GIVEN PROBLEM: Write out every line of the material as it stands, apart from the pictures.

INFORMATION PROVIDED:
^^^^
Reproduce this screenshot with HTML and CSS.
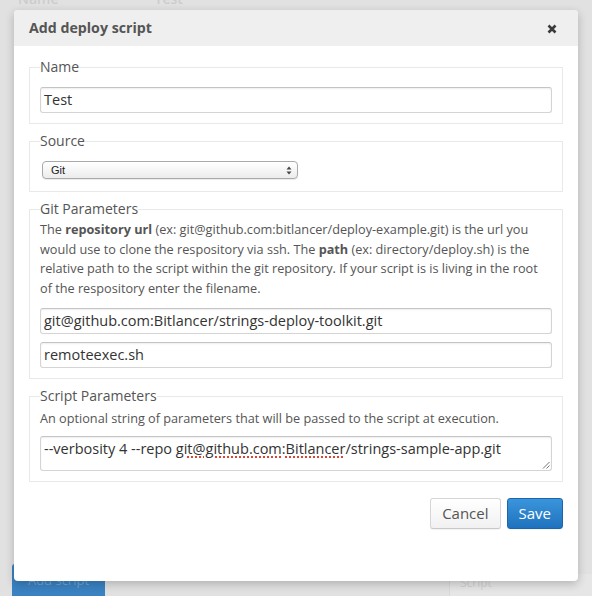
FILE: index.html
```html
<!DOCTYPE html>
<html>
<head>
<meta charset="utf-8">
<title>Add deploy script</title>
<link rel="stylesheet" href="styles.css">
</head>
<body>
<div class="page">
  <div class="page-top">
    <span class="bg-text bg-name">Name</span>
    <span class="bg-text">Test</span>
  </div>
  <div class="page-bottom">
    <span class="bg-button">Add script</span>
    <span class="bg-box">Script</span>
  </div>
</div>

<div class="modal">
  <div class="modal-header">
    <h3 class="modal-title">Add deploy script</h3>
    <span class="close" aria-label="Close">
      <svg width="10" height="10" viewBox="0 0 10 10"><path d="M1.5 1.5 L8.5 8.5 M8.5 1.5 L1.5 8.5" stroke="#3a3a3a" stroke-width="2.6" stroke-linecap="butt"/></svg>
    </span>
  </div>
  <div class="modal-body">
    <fieldset class="group">
      <legend>Name</legend>
      <div class="input">Test</div>
    </fieldset>
    <fieldset class="group">
      <legend>Source</legend>
      <div class="select">
        <span>Git</span>
        <svg width="6" height="9" viewBox="0 0 6 9"><path d="M3 0.5 L5.5 3.5 L0.5 3.5 Z M3 8.5 L5.5 5.5 L0.5 5.5 Z" fill="#444"/></svg>
      </div>
    </fieldset>
    <fieldset class="group">
      <legend>Git Parameters</legend>
      <p class="help">The <b>repository url</b> (ex: git@github.com:bitlancer/deploy-example.git) is the url you would use to clone the respository via ssh. The <b>path</b> (ex: directory/deploy.sh) is the relative path to the script within the git repository. If your script is is living in the root of the respository enter the filename.</p>
      <div class="stack">
        <div class="input">git@github.com:Bitlancer/strings-deploy-toolkit.git</div>
        <div class="input">remoteexec.sh</div>
      </div>
    </fieldset>
    <fieldset class="group">
      <legend>Script Parameters</legend>
      <p class="help help-single">An optional string of parameters that will be passed to the script at execution.</p>
      <div class="textarea">--verbosity 4 --repo <span class="spell">git@github.com</span>:<span class="spell">Bitlancer</span>/strings-sample-app.git<svg class="grip" width="8" height="8" viewBox="0 0 8 8"><path d="M7.5 1 L1 7.5 M7.5 4.5 L4.5 7.5" stroke="#777" stroke-width="1"/></svg></div>
    </fieldset>
  </div>
  <div class="modal-footer">
    <button class="btn">Cancel</button>
    <button class="btn btn-primary">Save</button>
  </div>
</div>
</body>
</html>
```

FILE: styles.css
```css
html, body {
  margin: 0;
  padding: 0;
}
body {
  width: 592px;
  height: 596px;
  overflow: hidden;
  background: #e1e1e1;
  font-family: "Open Sans", "Liberation Sans", sans-serif;
  position: relative;
}

/* background page (behind overlay) */
.page {
  height: 596px;
  display: flex;
  flex-direction: column;
  justify-content: space-between;
}
.page-top {
  display: flex;
  gap: 96px;
  padding: 0 0 0 18px;
  margin-top: -11px;
}
.bg-text {
  font-size: 14px;
  line-height: 20px;
  color: #cdcdcd;
  font-weight: 600;
}
.page-bottom {
  display: flex;
  justify-content: space-between;
  align-items: flex-end;
  padding: 0 0 0 12px;
}
.bg-button {
  width: 93px;
  height: 32px;
  background: #3a82c2;
  color: #6fa3d3;
  font-size: 13px;
  line-height: 32px;
  text-align: center;
  border-radius: 3px 3px 0 0;
}
.bg-box {
  width: 132px;
  height: 22px;
  background: #e6e6e6;
  color: #d2d2d2;
  font-size: 12px;
  padding-left: 10px;
  border-left: 1px solid #d9d9d9;
}

/* modal */
.modal {
  position: absolute;
  left: 14px;
  top: 10px;
  width: 564px;
  height: 571px;
  background: #fff;
  border-radius: 4px;
  box-shadow: 0 3px 10px rgba(0, 0, 0, 0.22);
  display: flex;
  flex-direction: column;
}
.modal-header {
  height: 36px;
  flex: none;
  background: #efefef;
  border-radius: 4px 4px 0 0;
  display: flex;
  align-items: center;
  justify-content: space-between;
  padding: 0 21px 0 15px;
}
.modal-title {
  margin: 0;
  font-size: 14.2px;
  font-weight: 700;
  color: #555;
  line-height: 20px;
}
.close {
  display: flex;
  width: 10px;
  height: 10px;
  margin-top: 1px;
}

.modal-body {
  padding: 11px 15px 0;
  display: flex;
  flex-direction: column;
  gap: 7px;
}
.group {
  margin: 0;
  border: 1px solid #e9e9e9;
  padding: 0 10px 10px;
  min-width: 0;
}
.group legend {
  padding: 0;
  font-size: 14px;
  line-height: 20px;
  color: #555;
}
.input {
  box-sizing: border-box;
  height: 26px;
  margin-top: 10px;
  border: 1px solid #d4d4d4;
  border-top-color: #c4c4c4;
  border-radius: 3px;
  box-shadow: inset 0 1px 2px rgba(0, 0, 0, 0.07);
  padding: 0 3px;
  font-size: 14.5px;
  line-height: 24px;
  color: #333;
}
.stack {
  display: flex;
  flex-direction: column;
  gap: 8px;
  margin-top: 10px;
}
.stack .input {
  margin-top: 0;
}
.select {
  box-sizing: border-box;
  width: 256px;
  height: 18px;
  margin: 10px 0 2px 2px;
  border: 1px solid #a9a9a9;
  border-radius: 4px;
  background: linear-gradient(#ffffff, #ececec);
  box-shadow: 0 1px 1px rgba(0, 0, 0, 0.08);
  display: flex;
  align-items: center;
  justify-content: space-between;
  padding: 0 5px 0 8px;
  font-family: "Liberation Sans", sans-serif;
  font-size: 11px;
  color: #222;
}
.help {
  margin: 1px 0 0;
  font-size: 12.7px;
  line-height: 19.5px;
  color: #555;
}
.help b {
  font-weight: 700;
  color: #555;
}
.help-single {
  margin-top: 3px;
}
.textarea {
  position: relative;
  box-sizing: border-box;
  height: 35px;
  margin-top: 7px;
  border: 1px solid #d4d4d4;
  border-top-color: #c4c4c4;
  border-radius: 3px;
  box-shadow: inset 0 1px 2px rgba(0, 0, 0, 0.07);
  padding: 2px 3px;
  font-size: 14.5px;
  line-height: 20px;
  color: #333;
}
.spell {
  text-decoration: underline dotted #e2412f;
  text-decoration-thickness: 1.5px;
  text-underline-offset: 3px;
}
.grip {
  position: absolute;
  right: 1px;
  bottom: 1px;
}

.modal-footer {
  display: flex;
  justify-content: flex-end;
  gap: 6px;
  padding: 16px 15px 0;
}
.btn {
  box-sizing: border-box;
  height: 31px;
  padding: 0 11px;
  font-family: "Open Sans", "Liberation Sans", sans-serif;
  font-size: 15px;
  color: #555;
  border: 1px solid #d6d6d6;
  border-bottom-color: #c8c8c8;
  border-radius: 3px;
  background: linear-gradient(#ffffff, #f1f1f1);
  box-shadow: 0 1px 1px rgba(0, 0, 0, 0.05);
}
.btn-primary {
  color: #fff;
  border-color: #1d65ab;
  background: linear-gradient(#3a95dc, #1f72bd);
}
```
^^^^
RESPONSE:
Reproduce this screenshot with HTML and CSS.
FILE: index.html
```html
<!DOCTYPE html>
<html>
<head>
<meta charset="utf-8">
<title>Add deploy script</title>
<link rel="stylesheet" href="styles.css">
</head>
<body>
<div class="page">
  <div class="page-top">
    <span class="bg-text bg-name">Name</span>
    <span class="bg-text">Test</span>
  </div>
  <div class="page-bottom">
    <span class="bg-button">Add script</span>
    <span class="bg-box">Script</span>
  </div>
</div>

<div class="modal">
  <div class="modal-header">
    <h3 class="modal-title">Add deploy script</h3>
    <span class="close" aria-label="Close">
      <svg width="10" height="10" viewBox="0 0 10 10"><path d="M1.5 1.5 L8.5 8.5 M8.5 1.5 L1.5 8.5" stroke="#3a3a3a" stroke-width="2.6" stroke-linecap="butt"/></svg>
    </span>
  </div>
  <div class="modal-body">
    <fieldset class="group">
      <legend>Name</legend>
      <div class="input">Test</div>
    </fieldset>
    <fieldset class="group">
      <legend>Source</legend>
      <div class="select">
        <span>Git</span>
        <svg width="6" height="9" viewBox="0 0 6 9"><path d="M3 0.5 L5.5 3.5 L0.5 3.5 Z M3 8.5 L5.5 5.5 L0.5 5.5 Z" fill="#444"/></svg>
      </div>
    </fieldset>
    <fieldset class="group">
      <legend>Git Parameters</legend>
      <p class="help">The <b>repository url</b> (ex: git@github.com:bitlancer/deploy-example.git) is the url you would use to clone the respository via ssh. The <b>path</b> (ex: directory/deploy.sh) is the relative path to the script within the git repository. If your script is is living in the root of the respository enter the filename.</p>
      <div class="stack">
        <div class="input">git@github.com:Bitlancer/strings-deploy-toolkit.git</div>
        <div class="input">remoteexec.sh</div>
      </div>
    </fieldset>
    <fieldset class="group">
      <legend>Script Parameters</legend>
      <p class="help help-single">An optional string of parameters that will be passed to the script at execution.</p>
      <div class="textarea">--verbosity 4 --repo <span class="spell">git@github.com</span>:<span class="spell">Bitlancer</span>/strings-sample-app.git<svg class="grip" width="8" height="8" viewBox="0 0 8 8"><path d="M7.5 1 L1 7.5 M7.5 4.5 L4.5 7.5" stroke="#777" stroke-width="1"/></svg></div>
    </fieldset>
  </div>
  <div class="modal-footer">
    <button class="btn">Cancel</button>
    <button class="btn btn-primary">Save</button>
  </div>
</div>
</body>
</html>
```

FILE: styles.css
```css
html, body {
  margin: 0;
  padding: 0;
}
body {
  width: 592px;
  height: 596px;
  overflow: hidden;
  background: #e1e1e1;
  font-family: "Open Sans", "Liberation Sans", sans-serif;
  position: relative;
}

/* background page (behind overlay) */
.page {
  height: 596px;
  display: flex;
  flex-direction: column;
  justify-content: space-between;
}
.page-top {
  display: flex;
  gap: 96px;
  padding: 0 0 0 18px;
  margin-top: -11px;
}
.bg-text {
  font-size: 14px;
  line-height: 20px;
  color: #cdcdcd;
  font-weight: 600;
}
.page-bottom {
  display: flex;
  justify-content: space-between;
  align-items: flex-end;
  padding: 0 0 0 12px;
}
.bg-button {
  width: 93px;
  height: 32px;
  background: #3a82c2;
  color: #6fa3d3;
  font-size: 13px;
  line-height: 32px;
  text-align: center;
  border-radius: 3px 3px 0 0;
}
.bg-box {
  width: 132px;
  height: 22px;
  background: #e6e6e6;
  color: #d2d2d2;
  font-size: 12px;
  padding-left: 10px;
  border-left: 1px solid #d9d9d9;
}

/* modal */
.modal {
  position: absolute;
  left: 14px;
  top: 10px;
  width: 564px;
  height: 571px;
  background: #fff;
  border-radius: 4px;
  box-shadow: 0 3px 10px rgba(0, 0, 0, 0.22);
  display: flex;
  flex-direction: column;
}
.modal-header {
  height: 36px;
  flex: none;
  background: #efefef;
  border-radius: 4px 4px 0 0;
  display: flex;
  align-items: center;
  justify-content: space-between;
  padding: 0 21px 0 15px;
}
.modal-title {
  margin: 0;
  font-size: 14.2px;
  font-weight: 700;
  color: #555;
  line-height: 20px;
}
.close {
  display: flex;
  width: 10px;
  height: 10px;
  margin-top: 1px;
}

.modal-body {
  padding: 11px 15px 0;
  display: flex;
  flex-direction: column;
  gap: 7px;
}
.group {
  margin: 0;
  border: 1px solid #e9e9e9;
  padding: 0 10px 10px;
  min-width: 0;
}
.group legend {
  padding: 0;
  font-size: 14px;
  line-height: 20px;
  color: #555;
}
.input {
  box-sizing: border-box;
  height: 26px;
  margin-top: 10px;
  border: 1px solid #d4d4d4;
  border-top-color: #c4c4c4;
  border-radius: 3px;
  box-shadow: inset 0 1px 2px rgba(0, 0, 0, 0.07);
  padding: 0 3px;
  font-size: 14.5px;
  line-height: 24px;
  color: #333;
}
.stack {
  display: flex;
  flex-direction: column;
  gap: 8px;
  margin-top: 10px;
}
.stack .input {
  margin-top: 0;
}
.select {
  box-sizing: border-box;
  width: 256px;
  height: 18px;
  margin: 10px 0 2px 2px;
  border: 1px solid #a9a9a9;
  border-radius: 4px;
  background: linear-gradient(#ffffff, #ececec);
  box-shadow: 0 1px 1px rgba(0, 0, 0, 0.08);
  display: flex;
  align-items: center;
  justify-content: space-between;
  padding: 0 5px 0 8px;
  font-family: "Liberation Sans", sans-serif;
  font-size: 11px;
  color: #222;
}
.help {
  margin: 1px 0 0;
  font-size: 12.7px;
  line-height: 19.5px;
  color: #555;
}
.help b {
  font-weight: 700;
  color: #555;
}
.help-single {
  margin-top: 3px;
}
.textarea {
  position: relative;
  box-sizing: border-box;
  height: 35px;
  margin-top: 7px;
  border: 1px solid #d4d4d4;
  border-top-color: #c4c4c4;
  border-radius: 3px;
  box-shadow: inset 0 1px 2px rgba(0, 0, 0, 0.07);
  padding: 2px 3px;
  font-size: 14.5px;
  line-height: 20px;
  color: #333;
}
.spell {
  text-decoration: underline dotted #e2412f;
  text-decoration-thickness: 1.5px;
  text-underline-offset: 3px;
}
.grip {
  position: absolute;
  right: 1px;
  bottom: 1px;
}

.modal-footer {
  display: flex;
  justify-content: flex-end;
  gap: 6px;
  padding: 16px 15px 0;
}
.btn {
  box-sizing: border-box;
  height: 31px;
  padding: 0 11px;
  font-family: "Open Sans", "Liberation Sans", sans-serif;
  font-size: 15px;
  color: #555;
  border: 1px solid #d6d6d6;
  border-bottom-color: #c8c8c8;
  border-radius: 3px;
  background: linear-gradient(#ffffff, #f1f1f1);
  box-shadow: 0 1px 1px rgba(0, 0, 0, 0.05);
}
.btn-primary {
  color: #fff;
  border-color: #1d65ab;
  background: linear-gradient(#3a95dc, #1f72bd);
}
```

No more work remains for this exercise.